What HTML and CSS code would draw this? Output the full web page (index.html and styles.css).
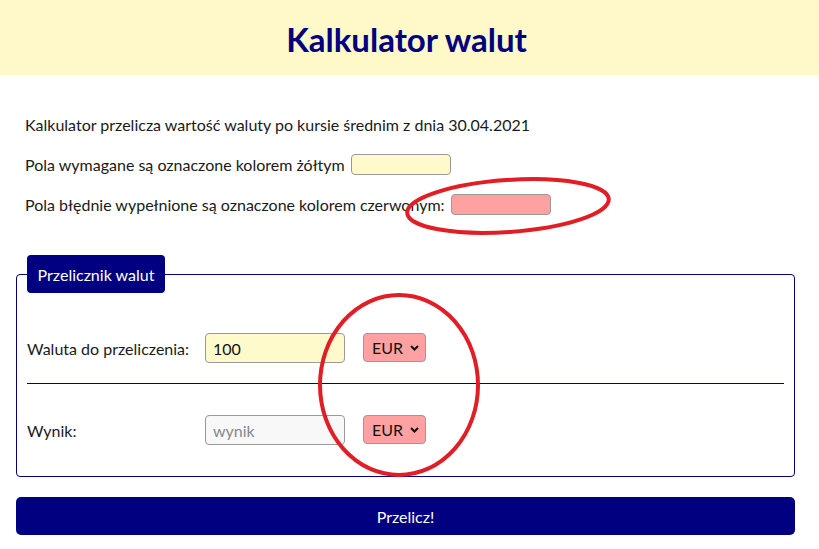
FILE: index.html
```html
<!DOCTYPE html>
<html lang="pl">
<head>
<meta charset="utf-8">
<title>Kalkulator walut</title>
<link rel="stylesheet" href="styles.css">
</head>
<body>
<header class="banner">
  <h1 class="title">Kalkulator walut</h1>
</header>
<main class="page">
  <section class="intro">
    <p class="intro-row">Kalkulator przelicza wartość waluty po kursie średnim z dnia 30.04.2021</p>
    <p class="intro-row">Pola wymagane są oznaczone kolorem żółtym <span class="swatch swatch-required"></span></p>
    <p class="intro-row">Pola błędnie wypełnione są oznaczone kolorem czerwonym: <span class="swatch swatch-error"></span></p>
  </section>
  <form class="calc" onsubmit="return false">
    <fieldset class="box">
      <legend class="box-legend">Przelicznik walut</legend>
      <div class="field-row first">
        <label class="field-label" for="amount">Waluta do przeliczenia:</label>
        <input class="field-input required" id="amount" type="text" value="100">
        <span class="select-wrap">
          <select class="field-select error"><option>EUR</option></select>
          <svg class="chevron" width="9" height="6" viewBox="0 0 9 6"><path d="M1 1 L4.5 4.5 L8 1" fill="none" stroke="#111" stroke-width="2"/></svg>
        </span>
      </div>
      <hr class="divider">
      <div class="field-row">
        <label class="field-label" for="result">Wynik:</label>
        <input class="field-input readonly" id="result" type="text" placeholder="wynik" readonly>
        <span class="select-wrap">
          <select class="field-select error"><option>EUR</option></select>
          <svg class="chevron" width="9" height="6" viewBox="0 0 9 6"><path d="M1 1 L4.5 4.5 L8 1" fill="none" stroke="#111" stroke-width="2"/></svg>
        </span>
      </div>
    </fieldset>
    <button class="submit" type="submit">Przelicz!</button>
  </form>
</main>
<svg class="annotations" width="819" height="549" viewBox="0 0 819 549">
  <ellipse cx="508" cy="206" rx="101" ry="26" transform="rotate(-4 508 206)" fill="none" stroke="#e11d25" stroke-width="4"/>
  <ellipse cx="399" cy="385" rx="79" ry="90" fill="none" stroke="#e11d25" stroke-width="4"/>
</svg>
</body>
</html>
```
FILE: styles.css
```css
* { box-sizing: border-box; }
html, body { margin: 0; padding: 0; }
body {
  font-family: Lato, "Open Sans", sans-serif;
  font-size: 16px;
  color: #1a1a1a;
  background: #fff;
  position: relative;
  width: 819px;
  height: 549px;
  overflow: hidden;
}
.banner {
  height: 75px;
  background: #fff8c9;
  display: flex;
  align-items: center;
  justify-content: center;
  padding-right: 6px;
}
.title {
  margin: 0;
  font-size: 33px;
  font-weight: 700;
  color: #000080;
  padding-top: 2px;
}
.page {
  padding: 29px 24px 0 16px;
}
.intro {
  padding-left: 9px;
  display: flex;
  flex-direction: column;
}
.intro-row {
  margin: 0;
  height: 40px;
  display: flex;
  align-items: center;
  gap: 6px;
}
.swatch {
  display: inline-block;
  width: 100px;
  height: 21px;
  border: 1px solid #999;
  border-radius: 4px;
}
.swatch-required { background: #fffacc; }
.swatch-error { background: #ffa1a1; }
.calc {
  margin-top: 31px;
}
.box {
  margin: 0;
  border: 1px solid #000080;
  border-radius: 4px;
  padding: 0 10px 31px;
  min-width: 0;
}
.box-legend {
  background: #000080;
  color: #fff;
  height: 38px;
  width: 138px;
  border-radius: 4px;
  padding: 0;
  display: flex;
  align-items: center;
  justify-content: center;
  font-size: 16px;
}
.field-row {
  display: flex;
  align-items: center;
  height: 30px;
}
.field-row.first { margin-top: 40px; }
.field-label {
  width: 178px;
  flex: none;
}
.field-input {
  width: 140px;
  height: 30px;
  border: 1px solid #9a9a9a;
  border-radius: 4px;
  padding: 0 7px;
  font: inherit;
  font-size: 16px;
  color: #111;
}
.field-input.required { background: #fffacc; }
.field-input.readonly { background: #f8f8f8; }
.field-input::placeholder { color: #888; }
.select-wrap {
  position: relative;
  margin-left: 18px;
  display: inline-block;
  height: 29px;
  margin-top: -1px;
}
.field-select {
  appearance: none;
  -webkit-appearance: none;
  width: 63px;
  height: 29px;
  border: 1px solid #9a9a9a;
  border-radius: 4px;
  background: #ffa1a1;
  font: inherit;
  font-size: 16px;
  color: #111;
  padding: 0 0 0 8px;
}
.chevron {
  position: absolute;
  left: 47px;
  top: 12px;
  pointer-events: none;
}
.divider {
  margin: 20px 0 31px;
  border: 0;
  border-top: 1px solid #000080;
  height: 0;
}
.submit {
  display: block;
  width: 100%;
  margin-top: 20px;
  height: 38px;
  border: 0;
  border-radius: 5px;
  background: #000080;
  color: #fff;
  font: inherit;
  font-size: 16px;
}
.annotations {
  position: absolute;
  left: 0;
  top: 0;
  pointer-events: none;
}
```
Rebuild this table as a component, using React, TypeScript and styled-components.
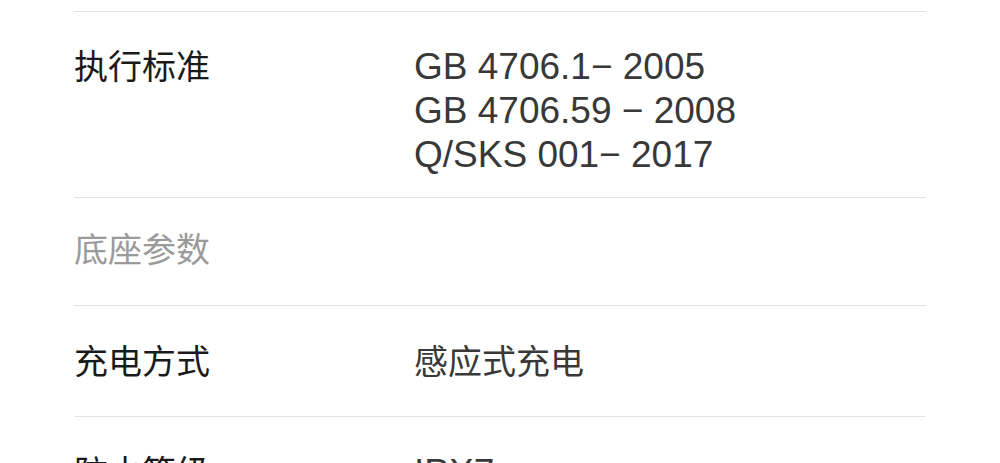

> **EXERCISE GOAL**: Write the entries above out again exactly, but not the pictures.

> **RESULT OF THE TASK**:
What HTML and CSS code would draw this? Output the full web page (index.html and styles.css).
FILE: index.html
```html
<!DOCTYPE html>
<html lang="pl">
<head>
<meta charset="utf-8">
<title>Kalkulator walut</title>
<link rel="stylesheet" href="styles.css">
</head>
<body>
<header class="banner">
  <h1 class="title">Kalkulator walut</h1>
</header>
<main class="page">
  <section class="intro">
    <p class="intro-row">Kalkulator przelicza wartość waluty po kursie średnim z dnia 30.04.2021</p>
    <p class="intro-row">Pola wymagane są oznaczone kolorem żółtym <span class="swatch swatch-required"></span></p>
    <p class="intro-row">Pola błędnie wypełnione są oznaczone kolorem czerwonym: <span class="swatch swatch-error"></span></p>
  </section>
  <form class="calc" onsubmit="return false">
    <fieldset class="box">
      <legend class="box-legend">Przelicznik walut</legend>
      <div class="field-row first">
        <label class="field-label" for="amount">Waluta do przeliczenia:</label>
        <input class="field-input required" id="amount" type="text" value="100">
        <span class="select-wrap">
          <select class="field-select error"><option>EUR</option></select>
          <svg class="chevron" width="9" height="6" viewBox="0 0 9 6"><path d="M1 1 L4.5 4.5 L8 1" fill="none" stroke="#111" stroke-width="2"/></svg>
        </span>
      </div>
      <hr class="divider">
      <div class="field-row">
        <label class="field-label" for="result">Wynik:</label>
        <input class="field-input readonly" id="result" type="text" placeholder="wynik" readonly>
        <span class="select-wrap">
          <select class="field-select error"><option>EUR</option></select>
          <svg class="chevron" width="9" height="6" viewBox="0 0 9 6"><path d="M1 1 L4.5 4.5 L8 1" fill="none" stroke="#111" stroke-width="2"/></svg>
        </span>
      </div>
    </fieldset>
    <button class="submit" type="submit">Przelicz!</button>
  </form>
</main>
<svg class="annotations" width="819" height="549" viewBox="0 0 819 549">
  <ellipse cx="508" cy="206" rx="101" ry="26" transform="rotate(-4 508 206)" fill="none" stroke="#e11d25" stroke-width="4"/>
  <ellipse cx="399" cy="385" rx="79" ry="90" fill="none" stroke="#e11d25" stroke-width="4"/>
</svg>
</body>
</html>
```
FILE: styles.css
```css
* { box-sizing: border-box; }
html, body { margin: 0; padding: 0; }
body {
  font-family: Lato, "Open Sans", sans-serif;
  font-size: 16px;
  color: #1a1a1a;
  background: #fff;
  position: relative;
  width: 819px;
  height: 549px;
  overflow: hidden;
}
.banner {
  height: 75px;
  background: #fff8c9;
  display: flex;
  align-items: center;
  justify-content: center;
  padding-right: 6px;
}
.title {
  margin: 0;
  font-size: 33px;
  font-weight: 700;
  color: #000080;
  padding-top: 2px;
}
.page {
  padding: 29px 24px 0 16px;
}
.intro {
  padding-left: 9px;
  display: flex;
  flex-direction: column;
}
.intro-row {
  margin: 0;
  height: 40px;
  display: flex;
  align-items: center;
  gap: 6px;
}
.swatch {
  display: inline-block;
  width: 100px;
  height: 21px;
  border: 1px solid #999;
  border-radius: 4px;
}
.swatch-required { background: #fffacc; }
.swatch-error { background: #ffa1a1; }
.calc {
  margin-top: 31px;
}
.box {
  margin: 0;
  border: 1px solid #000080;
  border-radius: 4px;
  padding: 0 10px 31px;
  min-width: 0;
}
.box-legend {
  background: #000080;
  color: #fff;
  height: 38px;
  width: 138px;
  border-radius: 4px;
  padding: 0;
  display: flex;
  align-items: center;
  justify-content: center;
  font-size: 16px;
}
.field-row {
  display: flex;
  align-items: center;
  height: 30px;
}
.field-row.first { margin-top: 40px; }
.field-label {
  width: 178px;
  flex: none;
}
.field-input {
  width: 140px;
  height: 30px;
  border: 1px solid #9a9a9a;
  border-radius: 4px;
  padding: 0 7px;
  font: inherit;
  font-size: 16px;
  color: #111;
}
.field-input.required { background: #fffacc; }
.field-input.readonly { background: #f8f8f8; }
.field-input::placeholder { color: #888; }
.select-wrap {
  position: relative;
  margin-left: 18px;
  display: inline-block;
  height: 29px;
  margin-top: -1px;
}
.field-select {
  appearance: none;
  -webkit-appearance: none;
  width: 63px;
  height: 29px;
  border: 1px solid #9a9a9a;
  border-radius: 4px;
  background: #ffa1a1;
  font: inherit;
  font-size: 16px;
  color: #111;
  padding: 0 0 0 8px;
}
.chevron {
  position: absolute;
  left: 47px;
  top: 12px;
  pointer-events: none;
}
.divider {
  margin: 20px 0 31px;
  border: 0;
  border-top: 1px solid #000080;
  height: 0;
}
.submit {
  display: block;
  width: 100%;
  margin-top: 20px;
  height: 38px;
  border: 0;
  border-radius: 5px;
  background: #000080;
  color: #fff;
  font: inherit;
  font-size: 16px;
}
.annotations {
  position: absolute;
  left: 0;
  top: 0;
  pointer-events: none;
}
```
Rebuild this table as a component, using React, TypeScript and styled-components.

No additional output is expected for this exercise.